What No One Is Telling You About Long Term Disability

When someone mentions the word insurance, most of us think of one of three things:

  1. Aaron Rodgers doing a discount double check
  2. The GEICO Gecko using his British accent
  3. The coverage we carry on our cars, our home, our health, or our life

What most of us don’t think of is our long term disability coverage.

Since tangible assets like our cars and homes are easy to visualize, they’re often top of mind when it comes to insurance protection.

But what about the risk that we get sick or injured, and can’t work?

Long term disability insurance is meant to replace our income if this happens.  And coincidentally, our ability to earn a living is probably our biggest and most overlooked asset.

 

Earnings Capacity

Let’s take a moment to think about your ability to earn a living.  Just imagine for a moment what your lifetime earnings will look like.
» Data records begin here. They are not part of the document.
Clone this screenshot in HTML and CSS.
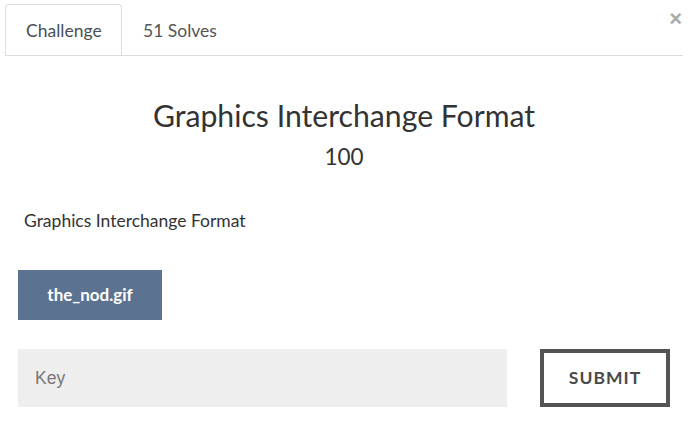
FILE: index.html
```html
<!DOCTYPE html>
<html>
<head>
<meta charset="utf-8">
<link rel="stylesheet" href="styles.css">
</head>
<body>
<div class="modal">
  <div class="tabs">
    <div class="tab active">Challenge</div>
    <div class="tab">51 Solves</div>
    <div class="close">&times;</div>
  </div>
  <div class="body">
    <h2 class="title">Graphics Interchange Format</h2>
    <div class="points">100</div>
    <div class="desc">Graphics Interchange Format</div>
    <div class="files"><span class="file">the_nod.gif</span></div>
    <div class="submit-row">
      <div class="key">Key</div>
      <div class="submit">SUBMIT</div>
    </div>
  </div>
</div>
</body>
</html>
```
FILE: styles.css
```css
html, body { margin: 0; padding: 0; background: #fff; }
body { font-family: Lato, "Open Sans", sans-serif; color: #333; }
.modal { margin-left: 5px; width: 678px; padding-top: 4px; }
.tabs { display: flex; border-bottom: 1px solid #ddd; height: 51px; position: relative; }
.tab { font-size: 17.5px; line-height: 52px; padding: 0 20px; color: #555; border: 1px solid transparent; border-bottom: none; border-radius: 4px 4px 0 0; }
.tab.active { border-color: #ddd; background: #fff; height: 51px; box-sizing: border-box; margin-bottom: -1px; color: #495057; padding: 0 0 0 20px; width: 117px; }
.tab:nth-child(2) { padding-left: 20px; }
.close { position: absolute; right: 1px; top: 3px; font-size: 22px; line-height: 24px; color: #aaa; font-weight: 700; font-family: "Liberation Sans", Arial, sans-serif; }
.body { padding: 0 13px; }
.title { margin: 41px 0 0; font-size: 30.2px; font-weight: 400; text-align: center; line-height: 36px; color: #333; }
.points { text-align: center; font-size: 22.5px; line-height: 28px; margin-top: 10px; }
.desc { margin: 39px 0 0 6px; font-size: 17.5px; line-height: 22px; }
.files { margin-top: 38px; display: flex; }
.file { display: inline-block; width: 144px; height: 50px; line-height: 50px; text-align: center; background: #5b7290; color: #fff; font-weight: 700; font-size: 17px; }
.submit-row { display: flex; margin-top: 29px; gap: 33px; }
.key { width: 489px; height: 58px; box-sizing: border-box; background: #eee; padding-left: 17px; line-height: 58px; font-family: "Liberation Sans", Arial, sans-serif; font-size: 17.5px; color: #777; }
.submit { width: 130px; height: 58px; box-sizing: border-box; border: 4px solid #545454; text-align: center; line-height: 50px; font-weight: 700; font-size: 17.5px; letter-spacing: 1px; color: #4a4a4a; }
```
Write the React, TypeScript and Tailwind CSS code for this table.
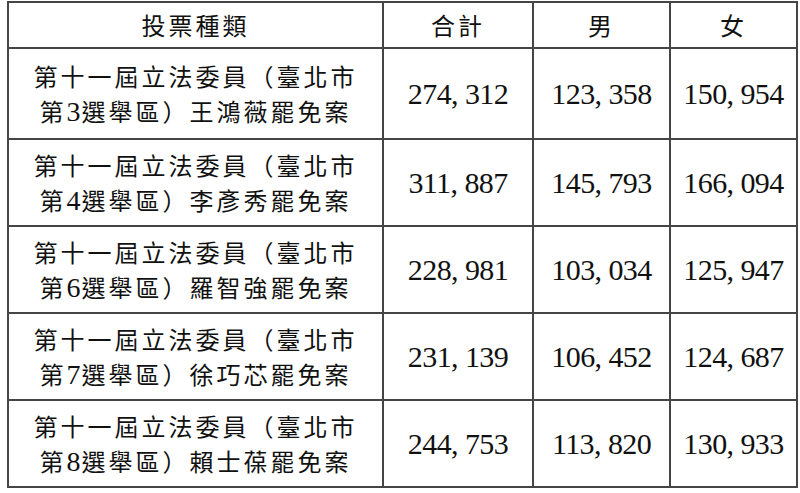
import React from "react";

const rows = [
  { d: "3", name: "王鴻薇", total: ["274", "312"], m: ["123", "358"], f: ["150", "954"] },
  { d: "4", name: "李彥秀", total: ["311", "887"], m: ["145", "793"], f: ["166", "094"] },
  { d: "6", name: "羅智強", total: ["228", "981"], m: ["103", "034"], f: ["125", "947"] },
  { d: "7", name: "徐巧芯", total: ["231", "139"], m: ["106", "452"], f: ["124", "687"] },
  { d: "8", name: "賴士葆", total: ["244", "753"], m: ["113", "820"], f: ["130", "933"] },
];

const cjk = "[font-family:'Noto_Sans_CJK_TC','Noto_Sans_CJK_SC',sans-serif]";

function Num({ v }: { v: string[] }) {
  return (
    <span className="font-['Liberation_Serif',serif] text-[30px] leading-none tracking-[-0.6px] text-[#111]">
      {v[0]}
      <span className="mr-[7px]">,</span>
      {v[1]}
    </span>
  );
}

const cell = "flex items-center justify-center border-r-2 border-b-2 border-[#454545]";

export default function App() {
  return (
    <div className="w-[800px] h-[493px] bg-white pt-px pl-[7px]">
      <div className="grid grid-cols-[375px_150px_137px_127px] grid-rows-[46px_91px_87px_87px_87px_87px] w-[791px] border-l-2 border-t-2 border-[#454545]">
        <div className={`${cell} ${cjk} text-[24px] tracking-[3px] text-[#111]`}>投票種類</div>
        <div className={`${cell} ${cjk} text-[24px] tracking-[3px] text-[#111]`}>合計</div>
        <div className={`${cell} ${cjk} text-[24px] tracking-[3px] text-[#111]`}>男</div>
        <div className={`${cell} ${cjk} text-[24px] tracking-[3px] text-[#111]`}>女</div>
        {rows.map((r) => (
          <React.Fragment key={r.d}>
            <div className={`${cell} flex-col ${cjk} text-[24px] leading-[35px] tracking-[3px] text-[#111]`}>
              <span>第十一屆立法委員（臺北市</span>
              <span>
                第<span className="font-['Liberation_Serif',serif] text-[28px] tracking-[1px]">{r.d}</span>選舉區）{r.name}罷免案
              </span>
            </div>
            <div className={cell}>
              <Num v={r.total} />
            </div>
            <div className={cell}>
              <Num v={r.m} />
            </div>
            <div className={cell}>
              <Num v={r.f} />
            </div>
          </React.Fragment>
        ))}
      </div>
    </div>
  );
}
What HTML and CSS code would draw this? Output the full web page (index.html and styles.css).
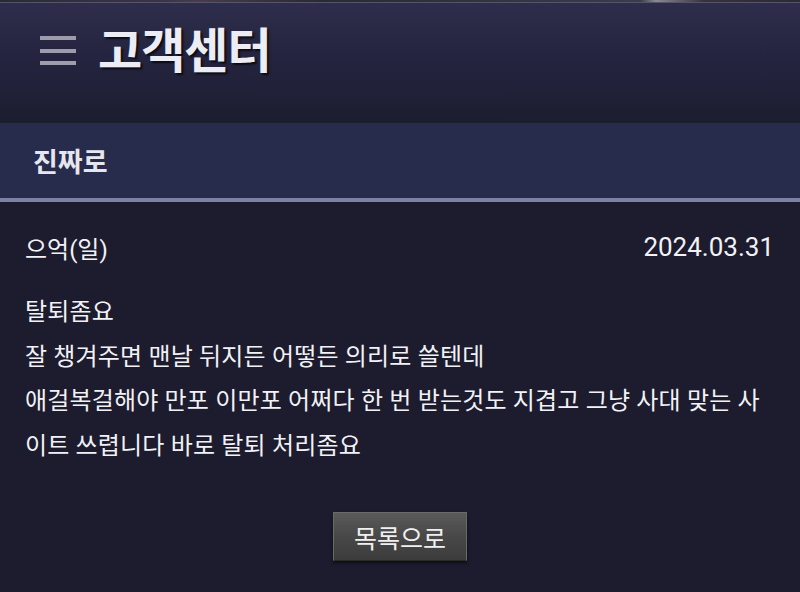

Your lifetime earnings includes every single paycheck you earn throughout your entire career.  It counts every single raise, every single promotion, and every single bonus.

When you add them all together you’ll get a massive number.  It will be far bigger than the value of your home, your car, and probably your retirement nest egg.

Your ability to go out into the work force and earn this money is your earnings capacity.

 

Now Imagine It’s Gone

Many people consider the possibility that they die, and the impact that would have on their family.  But what if you were hurt or sick and unable to work?

Your family would be left with monthly expenses like a mortgage, utilities, and grocery bills.   They’d also be left without your steady paychecks to afford them.

Plus there’s a chance you might need additional help from a caretaker if you’re permanently disabled.  The end result?  Higher expenses, lower income.

 

It’s More Likely Than You Think

If you’re thinking “that’ll never happen to me,” the statistics would disagree with you.

The social security administration says that 1 in 4 of today’s 20 year-old’s will become disabled for some period of time before they retire.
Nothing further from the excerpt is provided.